::: Recorded data :::

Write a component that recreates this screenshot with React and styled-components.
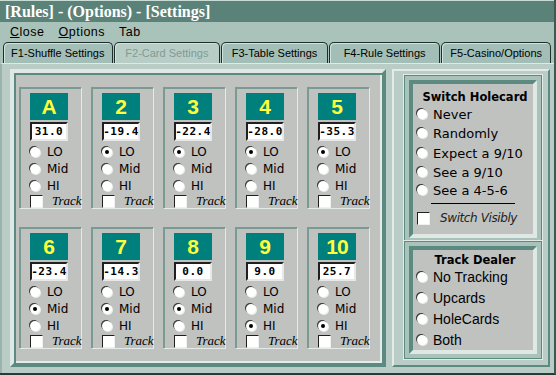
import styled, { createGlobalStyle } from "styled-components";

const Global = createGlobalStyle`
  html, body { margin: 0; padding: 0; background: #a9c2ba; }
`;

const Window = styled.div`
  width: 556px;
  height: 375px;
  display: flex;
  flex-direction: column;
  background: #a9c2ba;
  box-sizing: border-box;
  border-right: 2px solid #3c5a54;
  border-bottom: 2px solid #2a3a36;
  overflow: hidden;
`;

const TitleBar = styled.div`
  height: 22px;
  background: #5b8279;
  border-top: 1px solid #c8dcd6;
  color: #ffffff;
  font: bold 16px "Liberation Serif", serif;
  line-height: 21px;
  padding-left: 5px;
  box-sizing: border-box;
`;

const MenuBar = styled.div`
  height: 20px;
  display: flex;
  align-items: center;
  padding-left: 10px;
  gap: 14px;
  font: 12.5px "Liberation Sans", sans-serif;
  letter-spacing: 0.5px;
  color: #000;
`;

const MenuItem = styled.span`
  & u { text-decoration: underline; }
`;

const TabRow = styled.div`
  height: 21px;
  display: flex;
  padding: 0 3px;
  gap: 1px;
`;

const Tab = styled.div`
  width: ${p => p.w}px;
  box-sizing: border-box;
  border: 1px solid #1e2e2a;
  border-bottom: none;
  border-radius: 5px 5px 0 0;
  background: ${p => (p.active ? "#b9cdc7" : "#a3beb6")};
  color: ${p => (p.active ? "#7e9c95" : "#000")};
  font: 11px "Liberation Sans", sans-serif;
  display: flex;
  align-items: center;
  justify-content: center;
  box-shadow: inset 1px 1px 0 #d2e2dd;
`;

const Body = styled.div`
  flex: 1;
  display: flex;
  gap: 6px;
  padding: 5px 4px 6px 8px;
  background: #b9ccc6;
  border-top: 1px solid #dfe9e6;
  border-left: 2px solid #9ab3ac;
`;

const CardPanel = styled.div`
  width: 376px;
  box-sizing: border-box;
  background: #c0c2c0;
  border: 4px solid;
  border-color: #dfe8e5 #5d8a80 #5d8a80 #dfe8e5;
  box-shadow: inset 2px 2px 0 #5d8a80, inset -2px -2px 0 #e4ece9;
  padding: 14px 10px 8px 5px;
  display: grid;
  grid-template-columns: repeat(5, 63px);
  column-gap: 9px;
  row-gap: 18px;
  align-content: start;
`;

const Card = styled.div`
  height: 122px;
  box-sizing: border-box;
  border: 1px solid;
  border-color: #7a9a94 #e2ebe8 #e2ebe8 #7a9a94;
  box-shadow: 1px 1px 0 #7a9a94 inset;
  padding: 5px 0 0 10px;
  display: flex;
  flex-direction: column;
`;

const Face = styled.div`
  width: 38px;
  height: 27px;
  background: #00807c;
  color: #ffff3c;
  font: bold 21px "Liberation Sans", sans-serif;
  display: flex;
  align-items: center;
  justify-content: center;
  letter-spacing: ${p => (p.wide ? "-1px" : "0")};
`;

const Value = styled.div`
  width: 38px;
  height: 19px;
  margin-top: 2px;
  box-sizing: border-box;
  background: #fff;
  border: 2px solid;
  border-color: #202020 #e8e8e8 #e8e8e8 #202020;
  font: bold 11px "DejaVu Sans Mono", monospace;
  letter-spacing: 0.5px;
  display: flex;
  align-items: center;
  justify-content: center;
`;

const Options = styled.div`
  display: flex;
  flex-direction: column;
  margin-top: 3px;
`;

const Row = styled.div`
  height: ${p => p.h || 16}px;
  display: flex;
  align-items: center;
  gap: ${p => p.gap || 7}px;
  font: ${p => p.font || `12px "DejaVu Sans", sans-serif`};
  color: #000;
  white-space: nowrap;
`;

const Radio = styled.span`
  width: 10px;
  height: 10px;
  flex: none;
  border-radius: 50%;
  background: #fff;
  box-shadow: -1px -1px 0 #3a3a3a, 1px 1px 0 #efefef;
  position: relative;
  &::after {
    content: "";
    display: ${p => (p.on ? "block" : "none")};
    position: absolute;
    left: 3px;
    top: 3px;
    width: 4px;
    height: 4px;
    border-radius: 50%;
    background: #000;
  }
`;

const Check = styled.span`
  width: 11px;
  height: 11px;
  flex: none;
  background: #fff;
  border: 1px solid;
  border-color: #202020 #f0f0f0 #f0f0f0 #202020;
`;

const TrackLabel = styled.span`
  font: italic 13px "Liberation Serif", serif;
  color: #000;
`;

const SideCol = styled.div`
  flex: 1;
  box-sizing: border-box;
  display: flex;
  flex-direction: column;
  gap: 8px;
  padding: 9px 11px 0 15px;
  border: 2px solid;
  border-color: #e2ebe8 #5d8a80 #5d8a80 #e2ebe8;
`;

const SidePanel = styled.div`
  height: ${p => p.h}px;
  box-sizing: border-box;
  background: #c0c2c0;
  border: 4px solid;
  border-color: #5d8a80 #dfe8e5 #dfe8e5 #5d8a80;
  box-shadow: 0 0 0 4px #a9c2ba, 0 0 0 5px #5d8a80, 0 0 0 6px #e2ebe8;
  padding: ${p => p.pad};
  display: flex;
  flex-direction: column;
`;

const SideTitle = styled.div`
  font: bold 11.5px "DejaVu Sans", sans-serif;
  text-align: center;
  margin-bottom: ${p => p.mb || 0}px;
`;

const Divider = styled.div`
  height: 1px;
  background: #000;
  margin: 4px 18px 6px 14px;
`;

const Visibly = styled.span`
  font: italic 12px "DejaVu Sans", sans-serif;
  color: #222;
  letter-spacing: -0.4px;
`;

const cards = [
  { face: "A", val: "31.0", sel: -1 },
  { face: "2", val: "-19.4", sel: 0 },
  { face: "3", val: "-22.4", sel: 0 },
  { face: "4", val: "-28.0", sel: 0 },
  { face: "5", val: "-35.3", sel: 0 },
  { face: "6", val: "-23.4", sel: 1 },
  { face: "7", val: "-14.3", sel: 1 },
  { face: "8", val: "0.0", sel: 1 },
  { face: "9", val: "9.0", sel: 2 },
  { face: "10", val: "25.7", sel: 2 },
];

const tabs = [
  ["F1-Shuffle Settings", 110],
  ["F2-Card Settings", 107],
  ["F3-Table Settings", 107],
  ["F4-Rule Settings", 112],
  ["F5-Casino/Options", 110],
];

const holecard = ["Never", "Randomly", "Expect a 9/10", "See a 9/10", "See a 4-5-6"];
const tracking = ["No Tracking", "Upcards", "HoleCards", "Both"];

export default function App() {
  return (
    <Window>
      <Global />
      <TitleBar>[Rules] - (Options) - [Settings]</TitleBar>
      <MenuBar>
        <MenuItem><u>C</u>lose</MenuItem>
        <MenuItem><u>O</u>ptions</MenuItem>
        <MenuItem>Tab</MenuItem>
      </MenuBar>
      <TabRow>
        {tabs.map(([t, w], i) => (
          <Tab key={t} w={w} active={i === 1}>{t}</Tab>
        ))}
      </TabRow>
      <Body>
        <CardPanel>
          {cards.map(c => (
            <Card key={c.face}>
              <Face wide={c.face.length > 1}>{c.face}</Face>
              <Value>{c.val}</Value>
              <Options>
                {["LO", "Mid", "HI"].map((l, i) => (
                  <Row key={l} h={i === 0 ? 16 : 17}>
                    <Radio on={c.sel === i} />
                    {l}
                  </Row>
                ))}
                <Row h={14} gap={9}>
                  <Check />
                  <TrackLabel>Track</TrackLabel>
                </Row>
              </Options>
            </Card>
          ))}
        </CardPanel>
        <SideCol>
          <SidePanel h={158} pad="6px 0 0 4px">
            <SideTitle mb={1}>Switch Holecard</SideTitle>
            {holecard.map((o, i) => (
              <Row key={o} h={i === 1 || i === 2 ? 20 : 18} gap={6} font={`13px "DejaVu Sans", sans-serif`}>
                <Radio />
                {o}
              </Row>
            ))}
            <Divider />
            <Row h={16} gap={10}>
              <Check />
              <Visibly>Switch Visibly</Visibly>
            </Row>
          </SidePanel>
          <SidePanel h={108} pad="3px 0 0 4px">
            <SideTitle>Track Dealer</SideTitle>
            {tracking.map(o => (
              <Row key={o} h={22} gap={6} font={`14px "Liberation Sans", sans-serif`}>
                <Radio />
                {o}
              </Row>
            ))}
          </SidePanel>
        </SideCol>
      </Body>
    </Window>
  );
}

:::

- **Work to complete**
Using the data above, copy each line that contains "components".

- **Solution**
Write a component that recreates this screenshot with React and styled-components.
import styled, { createGlobalStyle } from "styled-components";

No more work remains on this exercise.